Je selbstsicherer mein Gegenüber, desto leichter wurde ich entlarvt. Dass mein Selbstwertgefühl noch klein war, zeigte sich zum Beispiel darin, dass ich ein Nein, Ablehnung, Niederlagen, Absagen nur ganz schwer ertragen konnte. Ich nahm das sehr persönlich. Wenn es dabei geblieben wäre, wäre ich im Verkauf nicht alt geworden. Wer Ablehnung im Verkauf persönlich nimmt, wird irgendwann manisch-depressiv und freundet sich mit Jack Daniels an. Oder er wird zum Bittsteller und Auftragsbettler beim Kunden.
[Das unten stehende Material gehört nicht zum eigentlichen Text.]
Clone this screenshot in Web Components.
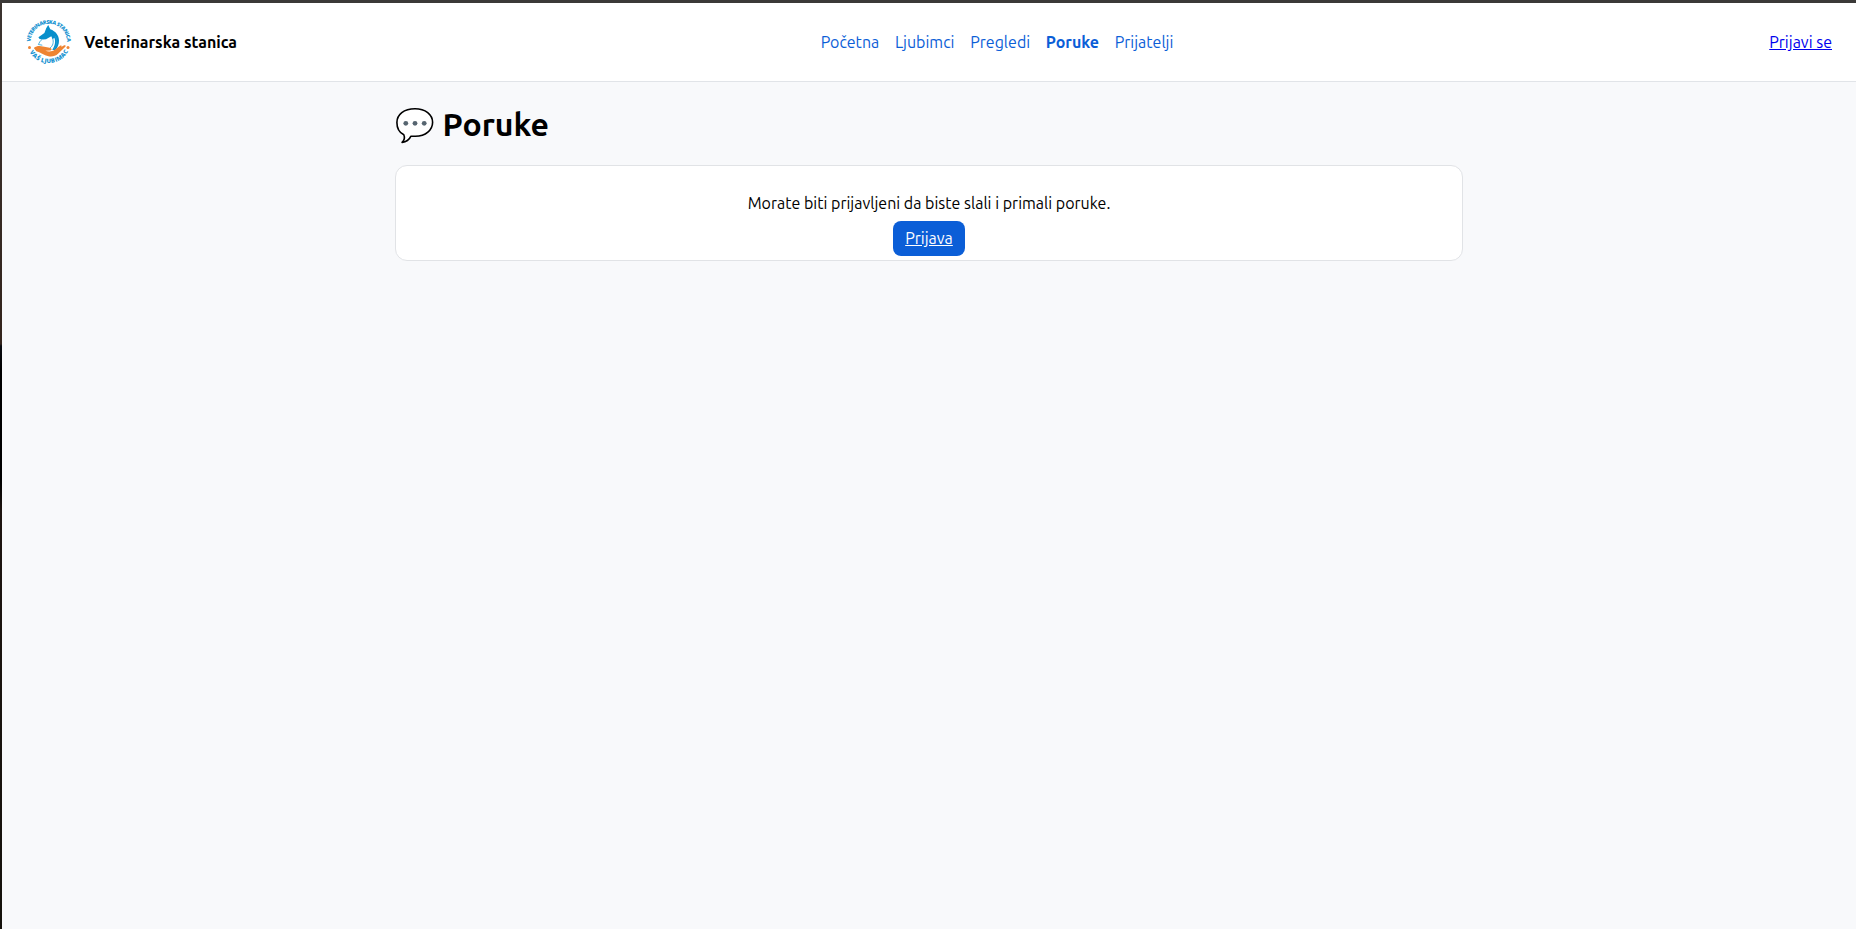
<!DOCTYPE html>
<html lang="sr-Latn">
<head>
<meta charset="utf-8">
<title>Poruke – Veterinarska stanica</title>
<style>
html,body{margin:0;height:100%}
body{font:16px/24px Ubuntu,"Noto Sans",sans-serif;color:#000;overflow:hidden}
</style>
</head>
<body>
<vet-app></vet-app>
<script>
const define=(name,html)=>customElements.define(name,class extends HTMLElement{
  constructor(){super();this.attachShadow({mode:'open'}).innerHTML=html}
});

define('vet-logo',`<style>:host{display:block;width:46px;height:46px;flex:none}svg{display:block;overflow:visible}text{font-family:"Open Sans",sans-serif;font-weight:800;fill:#1793d1}</style>
<svg width="46" height="46" viewBox="0 0 46 46">
<defs><path id="t" d="M4.6 23A18.2 18.2 0 0 1 41 23"/><path id="b" d="M.6 22A22.1 22.1 0 0 0 44.8 22"/></defs>
<text font-size="5.3"><textPath href="#t" startOffset="0.3" textLength="56.4">VETERINARSKA STANICA</textPath></text>
<text font-size="6"><textPath href="#b" startOffset="11.5" textLength="47">VAŠ LJUBIMAC</textPath></text>
<circle cx="3.5" cy="28.6" r="1.5" fill="#ef8535"/><circle cx="42" cy="28.6" r="1.5" fill="#ef8535"/>
<path fill="#088fcb" d="M20.2 9.2 22.2 6l2.1 4.2c5.5 2.1 8.6 6 8.7 11.2.1 3.7-1.4 7.2-3.8 9.8l-3-.5c2.5-3.5 3.8-8.1 2.1-12l-1.7 1.5-1.3-3-5.3 3.1-3.2.2-3.2-.6-1.2-1.7 6-4.2z"/>
<path fill="none" stroke="#249fd4" stroke-width=".8" d="M16 20.5c-2 1.2-2.5 3-3.6 5l3.9.7M26.5 19c1.6 4 .4 8-2.5 10M29 17c3 4 2 10-1.4 13.5"/>
<path fill="#ee8432" d="M7.8 29.1c3-2.6 6-2.2 9.2-1.6l6.6 1.3c2.1.3 2.8 2.4.7 2.8l-5 .2c3.8 1.2 7.3.6 9.4-1l5-3.9c1.8-.8 2.4.1 1.5 1.1l3-1.7c1.4-.5 2 .4 1.1 1.5l-7 6.6c-3 2.8-6.2 3.4-9.9 2.8-4.3-.7-8.3-4.5-12-5z"/>
</svg>`);

define('nav-link',`<style>:host{display:block;white-space:nowrap}a{display:block;color:#0b5ed7;text-decoration:none}:host([active]) a{font-weight:700}:host([login]) a{color:#00e;text-decoration:underline}</style><a href="#"><slot></slot></a>`);

define('vet-header',`<style>:host{display:grid;grid-template-columns:177px 1fr auto;align-items:center;height:78px;background:#fff;border-bottom:1px solid #e1e4e8;padding:0 24px}
.brand{display:flex;align-items:center;gap:12px;font-weight:600;white-space:nowrap}nav{display:flex;gap:15.7px;justify-content:center;padding-left:21.8px}</style>
<div class="brand"><vet-logo></vet-logo><span>Veterinarska stanica</span></div>
<nav><nav-link>Početna</nav-link><nav-link>Ljubimci</nav-link><nav-link>Pregledi</nav-link><nav-link active>Poruke</nav-link><nav-link>Prijatelji</nav-link></nav>
<nav-link login>Prijavi se</nav-link>`);

define('page-title',`<style>:host{display:flex;align-items:flex-start;height:38px;margin:24px 0 21px}svg{display:block;flex:none;margin-right:8.6px}h1{margin:0;font-size:32px;line-height:36px;font-weight:700}</style>
<svg width="39" height="38" viewBox="0 0 39 38"><path d="M20 2.7c10.4 0 17.6 5.8 17.6 13.6 0 7.7-6.9 14-17.2 14h-4.6c-1.5 3.2-4.8 5.6-8.7 6.1 2-1.9 3-4.6 1.7-7.6C4.2 26.5 1.9 21.9 1.9 16.5 1.9 8.5 8.9 2.7 20 2.7z" fill="#fff" stroke="#000" stroke-width="1.6" stroke-linejoin="round"/><g fill="#566570"><circle cx="10.8" cy="17.3" r="2.4"/><circle cx="20" cy="17.3" r="2.4"/><circle cx="29.2" cy="17.3" r="2.4"/></g></svg><h1><slot></slot></h1>`);

define('action-button',`<style>:host{display:block}a{display:block;box-sizing:border-box;height:35px;padding:5px 12px 0;border-radius:8px;background:#0b5ed7;color:#fff}</style><a href="#"><slot></slot></a>`);

define('message-card',`<style>:host{box-sizing:border-box;display:flex;flex-direction:column;align-items:center;height:96px;border:1px solid #e1e3e6;border-radius:12px;background:#fff;padding-top:25px}p{margin:0 0 6px;height:24px}</style><p><slot></slot></p><slot name="action"></slot>`);

define('vet-app',`<style>:host{display:block;box-sizing:border-box;height:100vh;padding:3px 0 0 2px;background:linear-gradient(#3b3938,#3b3938) 0 0/100% 3px no-repeat,linear-gradient(#3b3430,#33241c 344px,#0a0c11 346px,#000 370px,#000 480px,#1d1410 510px,#15120c) 0 0/2px 100% no-repeat,#f8f9fb}
main{box-sizing:border-box;width:1100px;margin:0 auto;padding:0 16px;display:flow-root}</style>
<vet-header></vet-header><main><page-title>Poruke</page-title>
<message-card>Morate biti prijavljeni da biste slali i primali poruke.<action-button slot="action">Prijava</action-button></message-card></main>`);
</script>
</body>
</html>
Ich arbeitete stattdessen an mir, lernte aus den Misserfolgen, wuchs an den Erfolgen und wurde stärker.

 

Und plötzlich kannst du der Angst ins Auge sehen.

 

Genauso wie Tiere merken, wenn einer Angst hat, merkt auch der Kunde ganz genau, wenn Ihr Interesse an ihm geheuchelt und vorgespielt ist. Er spürt ganz genau, ob Sie sich in dem Verkaufsgespräch unwohl fühlen und signalisieren, dass Sie in Wirklichkeit schnell wieder gehen wollen. Er spürt genau, ob Sie hier sind, weil Sie den Umsatz dringend brauchen, oder ob Sie ihn gerne machen wollen.

 

In allen Fällen ist die Chance groß, dass Sie verlieren werden. Treten Sie dem Kunden aber auf Augenhöhe entgegen – freundlich, bestimmt und offen – dann haben Sie eine echte Chance auf Erfolg. Und Augenhöhe – das geht nur mit Selbstwertgefühl. Sonst ist die Selbstsicherheit überzogen hoch.

 

Beobachten können Sie das beispielsweise gut im Fernsehen: Da gibt es ein paar Fernsehgesichter, die legen eine grenzenlose Selbstsicherheit an den Tag. Die leben davon, andere Menschen zu verletzen, und zwar bisweilen heftig, indem sie sie an ihren Schwachpunkten angreifen und fertigmachen. Das Publikum lacht und grölt vor Schadenfreude und Verblüffung über diese Dreistigkeit. Ich kann mich da aber nur fremdschämen. Denn ich sehe diesen Leichtgewichten ihr geringes Selbstwertgefühl an der Körpersprache an. Wer es nötig hat, seine Selbstsicherheit zur Schau zu stellen, indem er Menschen, die weniger selbstsicher sind, durch den Kakao zieht, ist ein armes Würstchen. Wer keinen Respekt vor anderen hat, der hat keinen Selbstrespekt. Bei jedem von uns gilt: Was wir über andere sagen, sagt etwas über uns selbst.